Let me offer some examples
Dallas Willard has a book called, “Hearing God: Developing a Conversational Relationship with God.”
Think about implications of that, what he addresses in book - it assumes that God really does speak in a way that we can hear him.
The life we live in our bodies, we live trusting that Jesus speaks with me. That he desires a genuine friendship with us, and like all good friendships, he speaks. And he listens.
So when I pick up my Bible, I’m not simply reading a book that tells me about God, I’m sitting down to live out the conversational relationship I have with God. That Jesus and I can spend time together as friends - like any friendship, he speaks and I listen. I speak and he listens. And because he’s perfect in wisdom and love, it’s far better for me to spend more time listening than speaking.
I came across this recently, I think it describes putting this into practice perfectly.
It’s prayer of Unknown Confederate soldier:
I asked God for strength that I might achieve; I was made weak that I might learn to obey.
I asked for health that I might do great things; I was given infirmity that I might do better things.
I asked for riches that I might be happy; I was given poverty that I might be wise.
I asked for power when I was young that I might have the praise of men; I was given weakness that I might feel need for God.
I asked for all things that I might enjoy life; I was given life that I might enjoy all things.
Almost despite myself, my unspoken prayers were answered. I am, among all people, most richly blessed.
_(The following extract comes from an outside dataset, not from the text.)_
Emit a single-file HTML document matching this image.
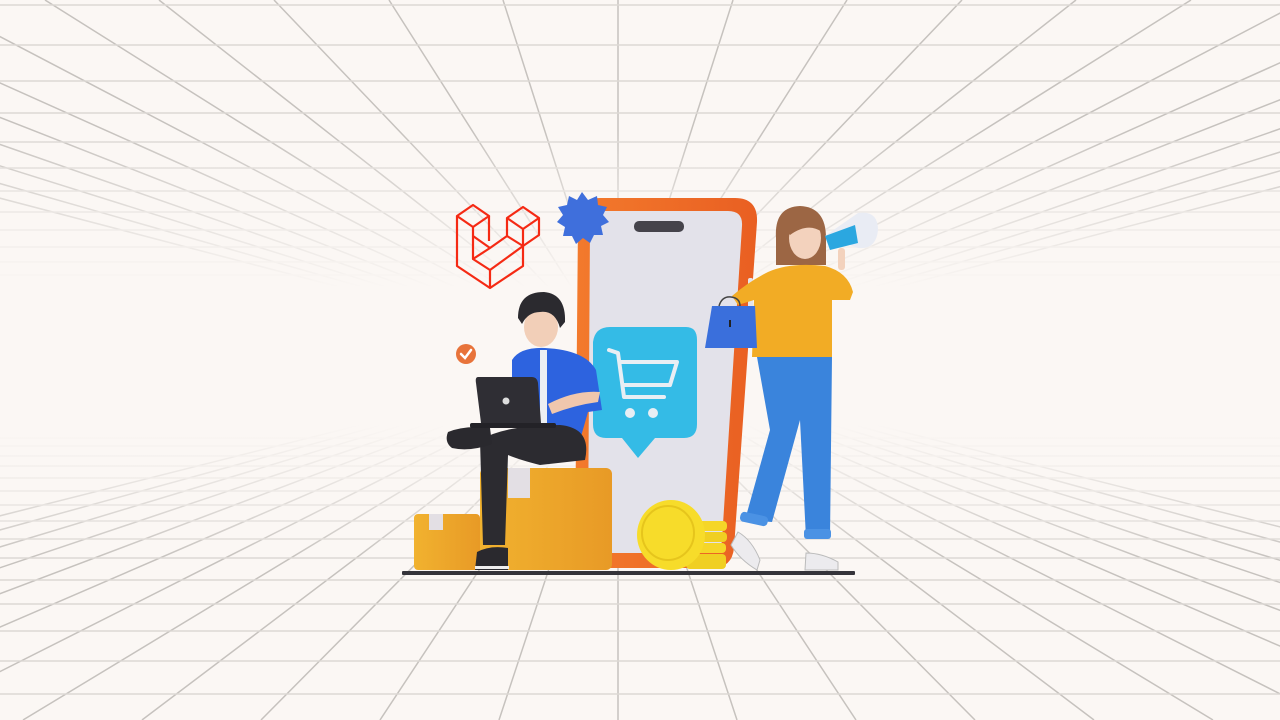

Note how this process of being crucified with Christ, of unlearning - and then moving into life with Christ permeates this whole prayer. In every aspect of life, all things we experience in life we live in our bodies.
One of my favorites - I asked for all things that I might enjoy life, I was given life that I might enjoy things.
We love stuff. We want good things, because we think that it’s in those things that we find life.
But Christ living in me means I have source of life, one who gives abundant life living in me.
One of Spiritual Disciplines is simplicity, less is more. I let go of things, my attachment to them. Unlearn our cultural’s obsession with stuff.
Way of putting into practice that Jesus is life, trusting that. When we lose our attachment to stuff, we really are freed to enjoy things without having to have them, own them.
I prayed for health - who doesn’t want to be healthy? To feel good? No pain or discomfort.
But I’m willing to unlearn. I no longer live. I look to Jesus for life - he loves me, he gave himself for me.
And so as I’m given infirmity, I trust that Jesus can use even this, use this to do better things (compassion, to learn my limitations, to learn “loss”)
In Emotionally Healthy Spirituality class I’m taking, one of the men in my small group, a pastor in California, is blind.
It’s been humbling to hear him share about his struggles with losing his sight, enduring loss and grief and comes with that…things you wouldn’t consider
the sudden death of his guide dog
Funeral of his mother, not being able to share in slide show
But he can see where God has used this infirmity - as pastor, he does counseling. He’s learned to listen. Really listen. He’s got wonderful gift of thoughtful encouragement, beautiful humility.
All things we experience being embodied creatures…weakness, our emotions, sexuality - become places where I can unlearn things I need to, in order to move into this relationship that is simply between God and our souls. That I can know Christ living in me.
I know I keep hammering this point, but simply because I know it’s true - but I do hope you’ll join us in our Spiritual Formation groups. What I’ve been talking about this morning, we’re going to learn how to do just that.
As Vanderstelt says, “ongoing process of submitting all of life to Jesus, and seeing him saturate your entire life and world with his presence and power.” Wouldn’t that be amazing, to be saturated with Jesus?